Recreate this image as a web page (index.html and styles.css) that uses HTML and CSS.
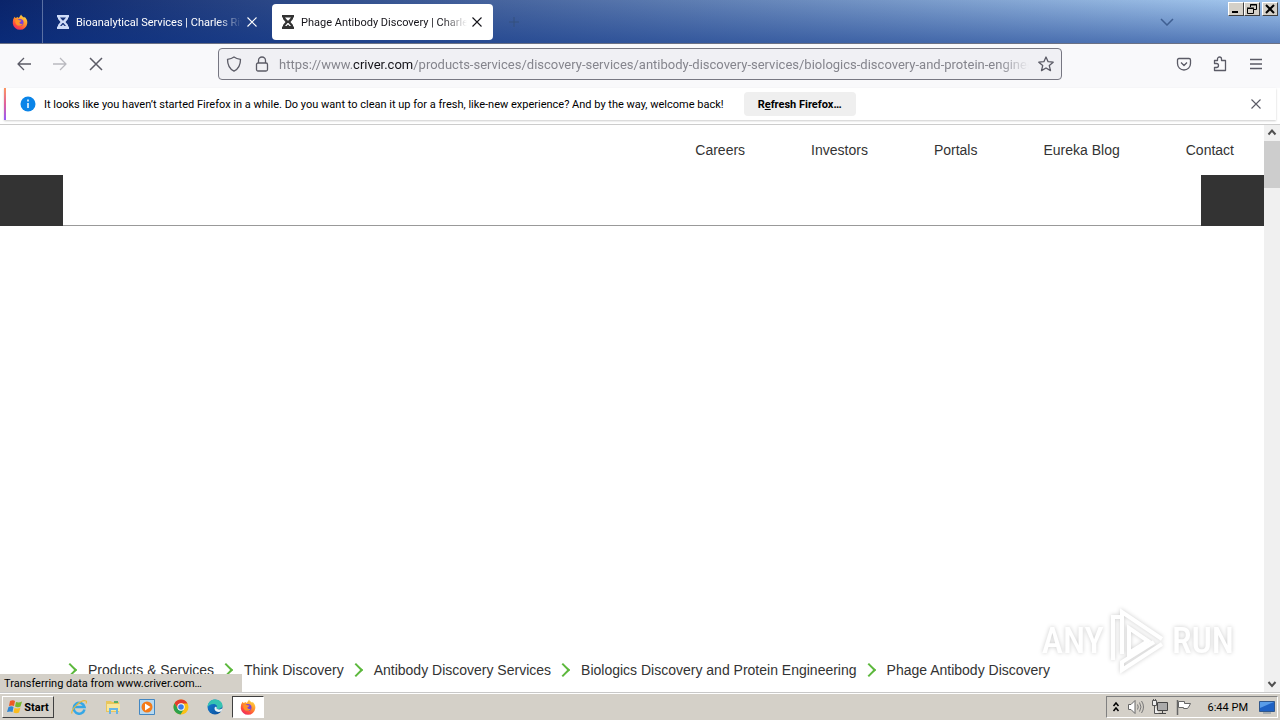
FILE: index.html
```html
<!DOCTYPE html>
<html lang="en">
  <head>
    <meta charset="UTF-8" />
    <meta name="viewport" content="width=device-width, initial-scale=1.0" />
    <title>Phage Antibody Discovery | Charles River</title>
    <link rel="stylesheet" href="styles.css" />
  </head>

  <body>
    <svg class="defs" aria-hidden="true">
      <defs>
        <linearGradient id="fx-body" x1="0.8" y1="0" x2="0.2" y2="1">
          <stop offset="0" stop-color="#ffe14a" />
          <stop offset="0.4" stop-color="#ff9a2b" />
          <stop offset="0.75" stop-color="#ff4a3d" />
          <stop offset="1" stop-color="#e5276f" />
        </linearGradient>
        <linearGradient id="edge-wave" x1="0" y1="0" x2="1" y2="1">
          <stop offset="0" stop-color="#1583d8" />
          <stop offset="1" stop-color="#0b4a97" />
        </linearGradient>
        <symbol id="firefox" viewBox="0 0 16 16">
          <path d="M1.2 5.2 2.6 2.7l.9 1.4L6 2.9l.6 1.3 2.5-3.7c.3 1.6 2 2.2 3.1 3.3l.4-1.1c1.9 1.8 3 4 2.7 6.6A7.3 7.3 0 0 1 8 15.8A7.3 7.3 0 0 1 .8 9.4c-.1-1.5.1-2.9.4-4.200z" fill="url(#fx-body)" />
          <circle cx="8" cy="8.6" r="3.5" fill="#7540dc" />
          <path d="M3.5 5.800c1.300-.7 2.700-.5 3.900.4 1 .1 1.800.1 2.100.5-.4.900-1.700 1.100-2.200 1.900.3 1.500 2.200 1.700 3.600.8-.7 2.200-4.100 3.300-6.200 1.500-1.400-1.200-1.800-3.300-1.200-5.100z" fill="#ff9326" />
        </symbol>
        <symbol id="hourglass" viewBox="0 0 14 14">
          <path d="M1 0h12v2.500h-1V4L9.500 7l2.500 3v1.500h1V14H1v-2.500h1V10l2.500-3L2 4V2.500H1z" fill="currentColor" />
          <path class="cutout" d="M4 2.500h6L7.500 5.500h-1zM6.500 8h1L10 11H8.500L7 9.500 5.500 11H4z" />
        </symbol>
        <symbol id="cross" viewBox="0 0 16 16">
          <path d="m2 2 12 12M14 2 2 14" fill="none" stroke="currentColor" stroke-width="1.5" />
        </symbol>
      </defs>
    </svg>

    <div class="desktop">
      <!-- Title bar and tabs -->
      <header class="tab-bar">
        <button class="pinned" aria-label="Firefox View">
          <svg class="icon-16"><use href="#firefox" /></svg>
        </button>
        <div class="tabs">
          <div class="tab">
            <svg class="icon-14"><use href="#hourglass" /></svg>
            <span class="tab-title">Bioanalytical Services | Charles River</span>
            <button class="tab-close" aria-label="Close tab"><svg class="icon-12"><use href="#cross" /></svg></button>
          </div>
          <div class="tab active">
            <svg class="icon-14"><use href="#hourglass" /></svg>
            <span class="tab-title">Phage Antibody Discovery | Charles River</span>
            <button class="tab-close" aria-label="Close tab"><svg class="icon-12"><use href="#cross" /></svg></button>
          </div>
        </div>
        <button class="new-tab" aria-label="New tab">
          <svg class="icon-10" viewBox="0 0 10 10"><path d="M5 0v10M0 5h10" stroke="currentColor" /></svg>
        </button>
        <button class="all-tabs" aria-label="List all tabs">
          <svg width="14" height="8" viewBox="0 0 14 8"><path d="m1 1 6 6 6-6" fill="none" stroke="currentColor" stroke-width="1.5" /></svg>
        </button>
        <div class="window-buttons">
          <button aria-label="Minimize"><svg width="12" height="10"><path d="M2 8h6" stroke="#000" stroke-width="2" /></svg></button>
          <button aria-label="Restore"><svg width="12" height="10"><path d="M4.5 3V.5h6v5H8M4 1h7M1.5 4.5h6v5h-6zM1 4h7" fill="none" stroke="#000" /></svg></button>
          <button class="close" aria-label="Close"><svg width="12" height="10"><path d="m2 1 8 8M10 1 2 9" stroke="#000" stroke-width="2" /></svg></button>
        </div>
      </header>

      <!-- Navigation toolbar -->
      <div class="toolbar">
        <div class="nav-buttons">
          <button aria-label="Back"><svg class="icon-16" viewBox="0 0 16 16"><path d="M15 8H2M8 2 2 8l6 6" /></svg></button>
          <button aria-label="Forward" disabled><svg class="icon-16" viewBox="0 0 16 16"><path d="M1 8h13M8 2l6 6-6 6" /></svg></button>
          <button aria-label="Stop"><svg class="icon-16"><use href="#cross" /></svg></button>
        </div>
        <div class="url-bar">
          <div class="site-info">
            <svg class="icon-16" viewBox="0 0 16 16"><path d="M8 1c2 1.500 4 2 6.500 2.300 0 5-1.500 9.500-6.500 11.900C3 12.800 1.500 8.300 1.500 3.300 4 3 6 2.500 8 1z" /></svg>
            <svg class="icon-16" viewBox="0 0 16 16"><path d="M4.500 7V4.500a3.500 3.500 0 0 1 7 0V7" /><rect x="2.500" y="7" width="11" height="8" rx="1.500" /></svg>
          </div>
          <div class="url" role="textbox" aria-label="Address">https://www.<b>criver.com</b>/products-services/discovery-services/antibody-discovery-services/biologics-discovery-and-protein-engineering</div>
          <button aria-label="Bookmark this page"><svg class="icon-16" viewBox="0 0 16 16"><path d="m8 1 2.100 4.700 5.100.5-3.900 3.400 1.200 5L8 12l-4.500 2.600 1.200-5L.8 6.200l5.100-.5z" /></svg></button>
        </div>
        <div class="tool-buttons">
          <button aria-label="Save to Pocket"><svg class="icon-16" viewBox="0 0 16 16"><path d="M3 2.500h10q1.500 0 1.500 1.500v3.500a6.500 6.500 0 0 1-13 0V4q0-1.500 1.500-1.500zM5 6.500l3 3 3-3" /></svg></button>
          <button aria-label="Extensions"><svg class="icon-16" viewBox="0 0 16 16"><path d="M5.500 4.500V3a2 2 0 0 1 4 0v1.500h4v10h-11v-3h2a1.700 1.700 0 0 0 0-4h-2v-3z" /></svg></button>
          <button aria-label="Menu"><svg class="icon-16" viewBox="0 0 16 16"><path d="M2 3.500h12M2 8h12M2 12.500h12" /></svg></button>
        </div>
      </div>

      <!-- Notification bar -->
      <div class="notice">
        <svg class="icon-16" viewBox="0 0 16 16"><circle cx="8" cy="8" r="7.500" fill="#0a84e8" /><path d="M8 3.500v2M8 7v5" stroke="#fff" stroke-width="1.500" /></svg>
        <span class="notice-text">It looks like you haven’t started Firefox in a while. Do you want to clean it up for a fresh, like-new experience? And by the way, welcome back!</span>
        <button class="refresh"><span>R<u>e</u>fresh Firefox…</span></button>
        <button class="notice-close" aria-label="Dismiss"><svg class="icon-12"><use href="#cross" /></svg></button>
      </div>

      <!-- Web page -->
      <div class="viewport">
        <main class="page">
          <nav class="top-links">
            <a href="#">Careers</a>
            <a href="#">Investors</a>
            <a href="#">Portals</a>
            <a href="#">Eureka Blog</a>
            <a href="#">Contact</a>
          </nav>
          <div class="site-bar">
            <div class="block"></div>
            <div class="block"></div>
          </div>
          <nav class="breadcrumbs" aria-label="Breadcrumb">
            <a href="#">Products &amp; Services</a>
            <a href="#">Think Discovery</a>
            <a href="#">Antibody Discovery Services</a>
            <a href="#">Biologics Discovery and Protein Engineering</a>
            <a href="#">Phage Antibody Discovery</a>
          </nav>
        </main>
        <div class="scrollbar">
          <svg width="16" height="16" viewBox="0 0 16 16"><path d="m4.500 9.500 3.500-4 3.500 4" /></svg>
          <div class="thumb"></div>
          <svg width="16" height="16" viewBox="0 0 16 16"><path d="m4.500 6 3.500 4 3.500-4" /></svg>
        </div>
        <div class="status">Transferring data from www.criver.com…</div>
        <div class="watermark">
          <span>ANY</span>
          <svg width="58" height="66" viewBox="0 0 58 66"><path d="M4 52V9h7M13 46V4l40 27M53 36 13 62v-8l32-20M20 45V20l19 13z" /></svg>
          <span>RUN</span>
        </div>
      </div>

      <!-- Taskbar -->
      <footer class="taskbar">
        <button class="start">
          <svg width="16" height="16" viewBox="0 0 16 16"><path d="M3 2q3-1.500 5 0L7 7Q5 6 2 7z" fill="#ed5a24" /><path d="M9 3q3 1 6-.5L13.500 7.500Q11 9 8 7.500z" fill="#76b82a" /><path d="M1.500 8q3-1.500 5 0L5.500 13Q3.500 12 0 13z" fill="#2f86d2" /><path d="M7.500 9q3 1 6-.5L12 13.500Q9.500 15 6.500 13.500z" fill="#fbbc1d" /></svg>
          Start
        </button>
        <div class="launchers">
          <button aria-label="Internet Explorer">
            <svg class="icon-16" viewBox="0 0 16 16"><path d="M13.500 10.500A5.500 5.500 0 1 1 13.500 8H4" fill="none" stroke="#35a7e6" stroke-width="2.500" /><path d="M1 14.500C-.5 11 10 0 15 2c.8.5.5 1.500 0 2.500" fill="none" stroke="#e9b93a" stroke-width="1.200" /></svg>
          </button>
          <button aria-label="Explorer">
            <svg class="icon-16" viewBox="0 0 16 16"><path d="M1 2h5l1 1h7v10H1z" fill="#e8c65c" /><path d="M2 5h13v7H2z" fill="#f8e69c" /><path d="M4 15V9h9v6h-2v-4H6v4z" fill="#67b5e6" /><path d="M9 2h4v2H9z" fill="#58ae67" /></svg>
          </button>
          <button aria-label="Media Player">
            <svg class="icon-16" viewBox="0 0 16 16"><path d="M.5.500h15v15H.5z" fill="#b7d9f0" stroke="#4387c2" /><circle cx="8" cy="8" r="5.500" fill="#f47b18" /><path d="m6 4.500 5.500 3.500L6 11.500z" fill="#fff" /></svg>
          </button>
          <button aria-label="Chrome">
            <svg class="icon-16" viewBox="0 0 16 16"><circle cx="8" cy="8" r="7.500" fill="#fbc116" /><path d="M1.500 4.200A7.500 7.500 0 0 1 14.500 4.500H8L5 10z" fill="#e33b2e" /><path d="M1.500 4.200A7.500 7.500 0 0 0 7.500 15.500L11 10H5z" fill="#2ca14c" /><circle cx="8" cy="8" r="3.700" fill="#fff" /><circle cx="8" cy="8" r="2.800" fill="#3b7de9" /></svg>
          </button>
          <button aria-label="Edge">
            <svg class="icon-16" viewBox="0 0 16 16"><circle cx="8" cy="8" r="7.500" fill="url(#edge-wave)" /><path d="M.5 8C1 3 4 .500 8 .500c4.500 0 7.500 3 7.500 6 0 3-4 4.500-6 3 1.500-2 0-4.500-3-4.500S1.500 6.500.5 8z" fill="#35c3b2" /><path d="M9.500 9.500c2 1.500 5 1 6-.5l-.8 3c-3 2-7.200.5-7.200-2.500 0-1 .6-1.500 1.500-2 .8.800.8 1.300.5 2z" fill="#e8f3f6" /></svg>
          </button>
          <button class="running" aria-label="Firefox"><svg class="icon-16"><use href="#firefox" /></svg></button>
        </div>
        <div class="tray">
          <svg width="8" height="12" viewBox="0 0 8 12"><path d="m1.500 5 2.500-3 2.500 3M1.500 10 4 7l2.500 3" fill="none" stroke="#000" stroke-width="1.500" /></svg>
          <svg class="icon-16" viewBox="0 0 16 16"><path d="M.5 5.500H3l4-4v13l-4-4H.5z" fill="#fff" stroke="#666" /><path d="M9.500 5.500q1.500 2.500 0 5M11.500 3.500q3 4.500 0 9M13.500 2q4 6 0 12" fill="none" stroke="#777" /></svg>
          <svg class="icon-16" viewBox="0 0 16 16"><path d="M5.500 3.500h10v8h-10zM7 14.500h7M10.500 12v2" fill="#aaa" stroke="#444" /><path d="M.5 1.500h4v5h-4zM1.500 0v2M3.500 0v2M2.500 7v7.500H7" fill="#eee" stroke="#555" /></svg>
          <svg class="icon-16" viewBox="0 0 16 16"><path d="M1.500 1v15" stroke="#666" stroke-width="1.500" /><path d="M2.500 2.500h6v2h6q-1 2.500-3 5h-4v-1h-5z" fill="#fff" stroke="#666" /></svg>
          <time class="clock">6:44 PM</time>
          <svg class="icon-16" viewBox="0 0 16 16"><path d="M.5 2.500h15v10H.5z" fill="#1f62c4" stroke="#31588c" /><path d="M1 3h14L1 9z" fill="#5a9de8" /><path d="M4 14h8" stroke="#789" /></svg>
        </div>
      </footer>
    </div>
  </body>
</html>
```
FILE: styles.css
```css
* {
  box-sizing: border-box;
}

body,
html {
  margin: 0;
  height: 100%;
  font-family: Tahoma, Roboto, sans-serif;
  font-size: 11px;
  color: #000;
}

button {
  display: flex;
  align-items: center;
  justify-content: center;
  padding: 0;
  border: 0;
  background: none;
  color: inherit;
  font: inherit;
}

svg {
  flex: none;
}

.defs {
  position: absolute;
  width: 0;
  height: 0;
}

.icon-16 {
  width: 16px;
  height: 16px;
}

.icon-14 {
  width: 14px;
  height: 14px;
}

.icon-12 {
  width: 12px;
  height: 12px;
}

.icon-10 {
  width: 10px;
  height: 10px;
}

.desktop {
  display: flex;
  flex-direction: column;
  height: 100vh;
  overflow: hidden;
}

/* Title bar and tabs */
.tab-bar {
  display: flex;
  align-items: center;
  height: 44px;
  flex: none;
  background:
    linear-gradient(transparent, rgba(10, 50, 135, 0.5)),
    linear-gradient(90deg, #0a246a, #a6caf0);
  border-bottom: 1px solid #6b7184;
}

.pinned {
  width: 43px;
  height: 100%;
  padding-right: 3px;
  border-right: 1px solid #5a70a3;
}

.tabs {
  display: flex;
  gap: 4px;
  padding-left: 4px;
}

.tab {
  --cutout: #17327a;
  display: flex;
  align-items: center;
  width: 221px;
  height: 36px;
  padding: 0 10px 0 9px;
  border-radius: 4px;
  color: #fff;
}

.tab > svg {
  color: #cfdcf8;
}

.tab.active {
  --cutout: #fff;
  background: #fff;
  color: #15141a;
}

.tab.active > svg {
  color: #333;
}

.cutout {
  fill: var(--cutout);
}

.tab-title {
  flex: 1;
  margin: 0 4px 0 6px;
  padding-top: 2px;
  overflow: hidden;
  white-space: nowrap;
  mask-image: linear-gradient(90deg, #000 85%, transparent);
}

.new-tab {
  margin-left: 16px;
  color: #34507f;
}

.all-tabs {
  margin-left: auto;
  color: #3f5f92;
}

.window-buttons {
  display: flex;
  align-self: flex-start;
  margin-left: 54px;
  padding: 2px 2px 0 0;
}

.window-buttons button {
  width: 16px;
  height: 14px;
  background: #d4d0c8;
  border: 1px solid;
  border-color: #fff #404040 #404040 #fff;
}

.window-buttons .close {
  margin-left: 2px;
}

/* Navigation toolbar */
.toolbar {
  display: flex;
  align-items: center;
  height: 44px;
  flex: none;
  padding: 0 16px 4px;
  background: #f9f9fb;
  color: #5b5b66;
}

.toolbar svg {
  fill: none;
  stroke: currentColor;
  stroke-width: 1.3;
  stroke-linejoin: round;
}

.nav-buttons,
.tool-buttons {
  display: flex;
  gap: 20px;
}

.nav-buttons button:disabled {
  opacity: 0.4;
}

.url-bar {
  display: flex;
  align-items: center;
  gap: 9px;
  flex: 1;
  min-width: 0;
  height: 32px;
  margin: 0 114px;
  padding: 0 7px;
  background: #f0f0f4;
  border: 1px solid #777782;
  border-radius: 4px;
}

.site-info {
  display: flex;
  gap: 12px;
}

.url {
  flex: 1;
  overflow: hidden;
  white-space: nowrap;
  font-size: 13px;
  color: #85858d;
  mask-image: linear-gradient(90deg, #000 96%, transparent);
}

.url b {
  font-weight: normal;
  color: #15141a;
}

/* Notification bar */
.notice {
  display: flex;
  align-items: center;
  height: 32px;
  flex: none;
  margin: 0 4px;
  padding: 0 14px;
  background: #fff;
  border-left: 2px solid;
  border-image: linear-gradient(#ff9a5c, #e0609c, #9059ff) 1;
  box-shadow: 0 1px 2px #ccc;
}

.notice-text {
  margin: 0 20px 0 8px;
  white-space: nowrap;
}

.refresh {
  width: 112px;
  height: 24px;
  background: #efefef;
  border-radius: 4px;
  font-weight: bold;
}

.notice-close {
  margin-left: auto;
  color: #5b5b66;
}

/* Web page */
.viewport {
  position: relative;
  display: flex;
  flex: 1;
  min-height: 0;
  margin-top: 4px;
  border-top: 1px solid #ccc;
  border-bottom: 1px solid #c8c8c8;
}

.page {
  display: flex;
  flex-direction: column;
  flex: 1;
  min-width: 0;
  background: #fff;
  font-family: "Liberation Sans", Arial, sans-serif;
  font-size: 14px;
}

.page a {
  color: #333;
  text-decoration: none;
}

.top-links {
  display: flex;
  align-items: center;
  justify-content: flex-end;
  gap: 66px;
  height: 50px;
  padding-right: 30px;
}

.site-bar {
  display: flex;
  justify-content: space-between;
  border-bottom: 1px solid #999;
}

.block {
  width: 63px;
  height: 51px;
  margin-bottom: -1px;
  background: #333;
}

.breadcrumbs {
  display: flex;
  gap: 7px;
  margin-top: auto;
  padding: 0 0 14px 65px;
  white-space: nowrap;
}

.breadcrumbs a {
  display: flex;
  align-items: center;
  gap: 13px;
}

.breadcrumbs a::before {
  content: "";
  width: 8px;
  height: 8px;
  border: solid #5cb83c;
  border-width: 2px 2px 0 0;
  transform: rotate(45deg);
}

.scrollbar {
  width: 16px;
  display: flex;
  flex-direction: column;
  background: #f0f0f0;
}

.scrollbar svg {
  fill: none;
  stroke: #505050;
  stroke-width: 2;
}

.scrollbar svg:last-child {
  margin-top: auto;
}

.thumb {
  height: 47px;
  background: #cdcdcd;
}

.status {
  position: absolute;
  left: 0;
  bottom: 0;
  width: 242px;
  height: 18px;
  padding-left: 4px;
  line-height: 20px;
  background: #d4d0c8;
}

.watermark {
  position: absolute;
  right: 46px;
  bottom: 18px;
  display: flex;
  align-items: center;
  gap: 5px;
  color: #fff;
  font-family: "Roboto Condensed", Roboto, sans-serif;
  font-size: 36px;
  font-weight: 500;
  filter: drop-shadow(0 0 2px #ccc);
}

.watermark path {
  fill: none;
  stroke: #fff;
  stroke-width: 4;
}

/* Taskbar */
.taskbar {
  display: flex;
  align-items: center;
  height: 27px;
  flex: none;
  padding: 0 2px;
  background: #d4d0c8;
  border-top: 1px solid #fff;
}

.start {
  gap: 1px;
  width: 52px;
  height: 22px;
  border: 1px solid;
  border-color: #fff #404040 #404040 #fff;
  font-weight: bold;
}

.launchers {
  display: flex;
  margin-left: 8px;
}

.launchers button {
  width: 34px;
  height: 22px;
}

.launchers .running {
  width: 32px;
  background: #fff;
  border: 1px solid;
  border-color: #404040 #fff #fff #404040;
}

.tray {
  display: flex;
  align-items: center;
  gap: 8px;
  height: 22px;
  margin-left: auto;
  padding: 0 2px 0 5px;
  border: 1px solid;
  border-color: #808080 #fff #fff #808080;
}

.clock {
  margin: 0 3px 0 8px;
}
```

:::::

STATED TASK - Look through the data and show every line containing "index".

WRITTEN REPLY -
Recreate this image as a web page (index.html and styles.css) that uses HTML and CSS.
FILE: index.html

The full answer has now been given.